start Data block

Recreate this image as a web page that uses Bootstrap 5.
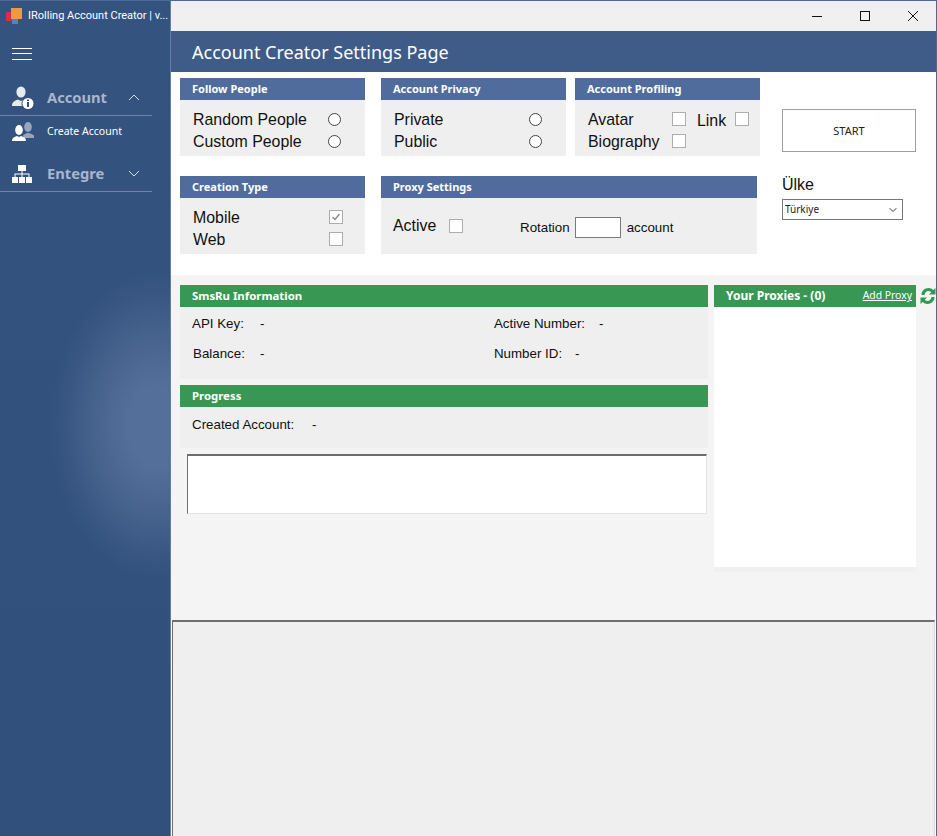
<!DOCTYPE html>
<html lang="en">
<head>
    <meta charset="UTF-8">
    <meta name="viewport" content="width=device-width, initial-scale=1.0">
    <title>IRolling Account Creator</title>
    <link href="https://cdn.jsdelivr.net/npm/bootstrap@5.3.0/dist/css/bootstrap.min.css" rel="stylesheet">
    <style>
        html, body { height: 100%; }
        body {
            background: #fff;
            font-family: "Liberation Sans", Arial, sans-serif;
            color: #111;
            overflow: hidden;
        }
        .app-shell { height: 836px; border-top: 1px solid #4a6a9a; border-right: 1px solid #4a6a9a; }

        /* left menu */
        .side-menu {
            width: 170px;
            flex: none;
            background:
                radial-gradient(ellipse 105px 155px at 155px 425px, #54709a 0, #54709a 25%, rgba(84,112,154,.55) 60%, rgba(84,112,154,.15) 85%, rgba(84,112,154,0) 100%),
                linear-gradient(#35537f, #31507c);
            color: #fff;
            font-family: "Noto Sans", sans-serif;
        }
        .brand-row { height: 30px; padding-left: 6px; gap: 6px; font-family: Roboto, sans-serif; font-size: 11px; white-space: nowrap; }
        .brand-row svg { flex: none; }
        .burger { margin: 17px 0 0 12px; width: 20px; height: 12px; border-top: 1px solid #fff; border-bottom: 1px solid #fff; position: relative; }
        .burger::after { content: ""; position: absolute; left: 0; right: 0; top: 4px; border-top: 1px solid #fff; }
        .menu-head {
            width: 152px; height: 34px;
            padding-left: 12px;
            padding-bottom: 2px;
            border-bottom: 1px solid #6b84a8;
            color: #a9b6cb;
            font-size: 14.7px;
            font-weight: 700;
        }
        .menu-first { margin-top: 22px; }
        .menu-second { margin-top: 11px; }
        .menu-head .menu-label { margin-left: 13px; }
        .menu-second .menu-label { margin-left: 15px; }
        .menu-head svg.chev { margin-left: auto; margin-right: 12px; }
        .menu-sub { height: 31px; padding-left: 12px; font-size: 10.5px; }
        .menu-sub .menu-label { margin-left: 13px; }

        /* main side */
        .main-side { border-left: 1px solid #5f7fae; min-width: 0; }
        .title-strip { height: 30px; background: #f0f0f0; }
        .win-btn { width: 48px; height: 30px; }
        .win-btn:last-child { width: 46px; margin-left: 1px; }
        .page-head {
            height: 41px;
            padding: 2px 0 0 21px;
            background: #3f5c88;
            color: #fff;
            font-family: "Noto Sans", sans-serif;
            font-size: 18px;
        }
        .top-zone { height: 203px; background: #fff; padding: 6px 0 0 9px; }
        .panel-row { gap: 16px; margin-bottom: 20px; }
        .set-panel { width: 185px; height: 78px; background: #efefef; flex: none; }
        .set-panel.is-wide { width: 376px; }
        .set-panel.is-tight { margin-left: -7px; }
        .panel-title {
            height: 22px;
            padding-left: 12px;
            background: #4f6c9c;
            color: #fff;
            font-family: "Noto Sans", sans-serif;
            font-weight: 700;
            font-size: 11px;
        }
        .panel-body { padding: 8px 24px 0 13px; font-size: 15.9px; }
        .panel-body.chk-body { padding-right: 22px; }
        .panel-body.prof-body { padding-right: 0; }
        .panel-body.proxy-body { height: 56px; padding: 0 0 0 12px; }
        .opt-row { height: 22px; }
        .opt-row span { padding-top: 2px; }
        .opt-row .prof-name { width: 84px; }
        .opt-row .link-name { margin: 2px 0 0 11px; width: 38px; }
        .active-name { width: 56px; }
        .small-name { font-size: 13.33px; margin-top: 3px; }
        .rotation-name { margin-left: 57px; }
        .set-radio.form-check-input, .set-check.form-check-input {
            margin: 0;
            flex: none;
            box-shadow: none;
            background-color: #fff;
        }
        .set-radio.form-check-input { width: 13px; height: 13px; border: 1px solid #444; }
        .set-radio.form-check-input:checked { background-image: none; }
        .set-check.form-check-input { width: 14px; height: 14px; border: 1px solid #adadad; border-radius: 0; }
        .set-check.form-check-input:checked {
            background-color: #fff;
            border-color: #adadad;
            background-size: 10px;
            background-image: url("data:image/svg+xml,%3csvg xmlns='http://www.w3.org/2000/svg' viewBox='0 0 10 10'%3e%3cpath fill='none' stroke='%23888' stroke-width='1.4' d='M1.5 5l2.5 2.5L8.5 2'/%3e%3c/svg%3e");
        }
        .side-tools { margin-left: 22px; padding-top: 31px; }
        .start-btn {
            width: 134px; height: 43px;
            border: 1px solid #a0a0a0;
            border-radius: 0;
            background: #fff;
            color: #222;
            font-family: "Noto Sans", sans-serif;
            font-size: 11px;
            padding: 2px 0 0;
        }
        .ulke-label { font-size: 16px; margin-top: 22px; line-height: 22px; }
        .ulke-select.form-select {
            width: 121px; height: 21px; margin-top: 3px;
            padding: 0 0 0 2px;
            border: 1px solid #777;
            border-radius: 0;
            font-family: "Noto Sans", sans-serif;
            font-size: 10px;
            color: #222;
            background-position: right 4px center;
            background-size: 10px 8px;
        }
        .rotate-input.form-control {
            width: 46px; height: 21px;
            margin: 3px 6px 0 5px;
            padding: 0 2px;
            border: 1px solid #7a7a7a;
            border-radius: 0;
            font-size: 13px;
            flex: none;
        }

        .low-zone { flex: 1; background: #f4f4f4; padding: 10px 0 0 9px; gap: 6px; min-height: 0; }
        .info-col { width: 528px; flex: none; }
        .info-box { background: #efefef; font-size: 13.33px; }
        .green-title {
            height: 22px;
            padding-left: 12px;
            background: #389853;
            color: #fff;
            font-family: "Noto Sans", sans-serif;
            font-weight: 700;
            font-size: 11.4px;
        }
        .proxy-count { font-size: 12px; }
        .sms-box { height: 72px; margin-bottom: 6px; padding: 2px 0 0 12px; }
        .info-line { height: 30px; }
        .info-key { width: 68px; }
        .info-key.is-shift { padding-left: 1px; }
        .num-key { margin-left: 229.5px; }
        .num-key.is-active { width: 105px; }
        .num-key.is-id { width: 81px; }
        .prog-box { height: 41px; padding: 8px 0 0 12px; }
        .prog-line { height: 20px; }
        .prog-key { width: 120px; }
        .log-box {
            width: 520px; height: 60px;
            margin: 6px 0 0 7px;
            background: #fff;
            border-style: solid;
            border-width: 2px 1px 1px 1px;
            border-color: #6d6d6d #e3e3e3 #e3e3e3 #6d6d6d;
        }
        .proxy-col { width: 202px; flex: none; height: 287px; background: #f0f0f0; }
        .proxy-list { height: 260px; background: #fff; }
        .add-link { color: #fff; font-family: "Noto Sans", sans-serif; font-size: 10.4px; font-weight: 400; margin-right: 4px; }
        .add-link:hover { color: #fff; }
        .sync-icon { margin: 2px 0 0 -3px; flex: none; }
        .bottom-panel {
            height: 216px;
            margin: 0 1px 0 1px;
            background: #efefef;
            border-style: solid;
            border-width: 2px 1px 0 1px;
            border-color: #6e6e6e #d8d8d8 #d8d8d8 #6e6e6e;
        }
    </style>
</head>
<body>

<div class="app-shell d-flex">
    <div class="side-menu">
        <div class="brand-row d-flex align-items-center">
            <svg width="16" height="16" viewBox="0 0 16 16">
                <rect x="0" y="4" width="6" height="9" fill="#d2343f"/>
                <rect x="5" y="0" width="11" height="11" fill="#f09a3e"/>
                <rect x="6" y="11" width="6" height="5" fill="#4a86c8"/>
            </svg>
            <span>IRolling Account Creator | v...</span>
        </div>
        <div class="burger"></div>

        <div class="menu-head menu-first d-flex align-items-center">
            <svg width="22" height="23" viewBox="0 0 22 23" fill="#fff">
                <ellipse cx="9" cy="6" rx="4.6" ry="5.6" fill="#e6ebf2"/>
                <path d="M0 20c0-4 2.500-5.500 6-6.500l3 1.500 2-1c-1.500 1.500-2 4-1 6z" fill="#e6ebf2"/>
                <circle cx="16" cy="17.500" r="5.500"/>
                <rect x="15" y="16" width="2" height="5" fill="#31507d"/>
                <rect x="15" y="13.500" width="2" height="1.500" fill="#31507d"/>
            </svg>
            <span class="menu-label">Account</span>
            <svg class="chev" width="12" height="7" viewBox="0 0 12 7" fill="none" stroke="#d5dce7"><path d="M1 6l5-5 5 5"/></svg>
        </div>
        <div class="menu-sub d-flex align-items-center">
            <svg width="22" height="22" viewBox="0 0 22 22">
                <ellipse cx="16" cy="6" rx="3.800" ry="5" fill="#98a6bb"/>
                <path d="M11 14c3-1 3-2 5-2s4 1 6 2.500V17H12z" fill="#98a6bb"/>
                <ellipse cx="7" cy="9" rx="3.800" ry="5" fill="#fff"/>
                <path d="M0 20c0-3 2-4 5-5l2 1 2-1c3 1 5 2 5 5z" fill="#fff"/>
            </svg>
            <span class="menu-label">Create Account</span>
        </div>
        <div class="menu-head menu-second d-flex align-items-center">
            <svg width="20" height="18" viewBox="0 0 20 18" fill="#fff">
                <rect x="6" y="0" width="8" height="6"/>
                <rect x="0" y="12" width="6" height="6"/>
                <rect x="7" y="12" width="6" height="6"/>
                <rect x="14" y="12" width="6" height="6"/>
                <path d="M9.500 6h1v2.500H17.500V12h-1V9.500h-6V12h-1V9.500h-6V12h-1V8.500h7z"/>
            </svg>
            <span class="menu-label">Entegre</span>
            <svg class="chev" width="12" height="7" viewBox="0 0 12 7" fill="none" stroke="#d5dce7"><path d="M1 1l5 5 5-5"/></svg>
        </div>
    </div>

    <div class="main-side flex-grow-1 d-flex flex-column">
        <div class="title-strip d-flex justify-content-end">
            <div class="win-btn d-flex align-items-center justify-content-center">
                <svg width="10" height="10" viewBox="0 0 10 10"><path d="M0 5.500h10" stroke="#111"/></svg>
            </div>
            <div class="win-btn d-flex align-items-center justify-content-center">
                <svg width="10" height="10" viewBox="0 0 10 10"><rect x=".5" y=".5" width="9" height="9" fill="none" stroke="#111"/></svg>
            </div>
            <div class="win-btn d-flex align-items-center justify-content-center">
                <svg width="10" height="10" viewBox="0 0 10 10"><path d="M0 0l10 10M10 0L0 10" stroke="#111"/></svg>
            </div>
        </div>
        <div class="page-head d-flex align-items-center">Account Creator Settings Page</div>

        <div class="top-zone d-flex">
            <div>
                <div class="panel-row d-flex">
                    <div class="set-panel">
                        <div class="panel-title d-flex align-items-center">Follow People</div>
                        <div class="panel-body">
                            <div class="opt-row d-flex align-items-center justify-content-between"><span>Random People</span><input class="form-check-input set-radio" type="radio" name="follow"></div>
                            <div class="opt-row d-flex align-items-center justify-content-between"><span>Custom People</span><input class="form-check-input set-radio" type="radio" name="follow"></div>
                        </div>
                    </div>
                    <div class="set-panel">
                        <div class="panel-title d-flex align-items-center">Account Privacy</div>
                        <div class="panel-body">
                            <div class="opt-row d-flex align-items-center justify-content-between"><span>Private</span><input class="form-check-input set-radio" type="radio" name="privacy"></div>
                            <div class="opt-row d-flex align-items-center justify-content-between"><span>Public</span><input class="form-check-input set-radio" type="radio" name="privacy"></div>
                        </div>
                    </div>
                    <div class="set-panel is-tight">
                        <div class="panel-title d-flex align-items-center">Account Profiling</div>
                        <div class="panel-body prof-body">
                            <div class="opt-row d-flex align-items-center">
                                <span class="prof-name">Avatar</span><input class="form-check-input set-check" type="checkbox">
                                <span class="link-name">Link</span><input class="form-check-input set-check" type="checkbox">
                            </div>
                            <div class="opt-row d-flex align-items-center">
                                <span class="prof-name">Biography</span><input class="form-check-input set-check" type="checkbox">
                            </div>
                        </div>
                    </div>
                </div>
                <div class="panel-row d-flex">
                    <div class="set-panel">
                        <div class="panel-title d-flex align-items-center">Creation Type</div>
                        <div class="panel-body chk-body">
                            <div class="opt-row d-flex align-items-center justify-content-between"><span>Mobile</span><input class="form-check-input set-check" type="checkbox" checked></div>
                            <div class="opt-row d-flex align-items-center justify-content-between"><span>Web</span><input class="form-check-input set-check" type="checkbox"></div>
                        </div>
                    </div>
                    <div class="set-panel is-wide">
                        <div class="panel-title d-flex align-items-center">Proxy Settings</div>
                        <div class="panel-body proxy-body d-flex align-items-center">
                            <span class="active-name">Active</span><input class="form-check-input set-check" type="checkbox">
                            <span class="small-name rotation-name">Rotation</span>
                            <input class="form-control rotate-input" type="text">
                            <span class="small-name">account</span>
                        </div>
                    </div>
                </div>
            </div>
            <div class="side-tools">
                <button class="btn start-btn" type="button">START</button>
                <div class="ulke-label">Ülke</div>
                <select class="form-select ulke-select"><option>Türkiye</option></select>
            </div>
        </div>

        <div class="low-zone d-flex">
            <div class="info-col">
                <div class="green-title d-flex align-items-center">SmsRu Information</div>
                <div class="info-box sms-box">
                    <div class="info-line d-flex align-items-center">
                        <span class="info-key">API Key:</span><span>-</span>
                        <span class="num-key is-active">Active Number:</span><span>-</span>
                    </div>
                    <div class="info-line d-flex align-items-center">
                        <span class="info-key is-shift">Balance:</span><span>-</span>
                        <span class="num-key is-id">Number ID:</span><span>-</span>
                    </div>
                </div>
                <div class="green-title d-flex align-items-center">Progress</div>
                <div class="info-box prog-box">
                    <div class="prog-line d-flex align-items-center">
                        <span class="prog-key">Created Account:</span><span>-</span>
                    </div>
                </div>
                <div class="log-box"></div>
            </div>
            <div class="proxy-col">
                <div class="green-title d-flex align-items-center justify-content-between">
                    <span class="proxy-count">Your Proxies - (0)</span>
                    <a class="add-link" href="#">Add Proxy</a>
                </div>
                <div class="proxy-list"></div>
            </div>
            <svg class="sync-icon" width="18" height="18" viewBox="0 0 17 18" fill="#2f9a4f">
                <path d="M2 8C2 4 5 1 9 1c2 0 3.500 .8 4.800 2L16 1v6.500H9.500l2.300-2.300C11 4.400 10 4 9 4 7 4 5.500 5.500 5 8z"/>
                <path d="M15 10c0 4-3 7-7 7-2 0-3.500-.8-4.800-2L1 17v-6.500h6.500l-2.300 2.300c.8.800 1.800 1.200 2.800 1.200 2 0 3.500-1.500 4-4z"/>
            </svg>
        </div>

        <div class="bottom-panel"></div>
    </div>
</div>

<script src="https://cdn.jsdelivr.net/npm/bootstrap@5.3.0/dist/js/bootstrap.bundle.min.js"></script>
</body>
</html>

end Data block

◆ **What to do**: The lines from the top of the data above through the one holding "836px; border-top: 1px" are to be repeated exactly, and only those, with no pictures.

◆ **Solution for this exercise**:
Recreate this image as a web page that uses Bootstrap 5.
<!DOCTYPE html>
<html lang="en">
<head>
    <meta charset="UTF-8">
    <meta name="viewport" content="width=device-width, initial-scale=1.0">
    <title>IRolling Account Creator</title>
    <link href="https://cdn.jsdelivr.net/npm/bootstrap@5.3.0/dist/css/bootstrap.min.css" rel="stylesheet">
    <style>
        html, body { height: 100%; }
        body {
            background: #fff;
            font-family: "Liberation Sans", Arial, sans-serif;
            color: #111;
            overflow: hidden;
        }
        .app-shell { height: 836px; border-top: 1px solid #4a6a9a; border-right: 1px solid #4a6a9a; }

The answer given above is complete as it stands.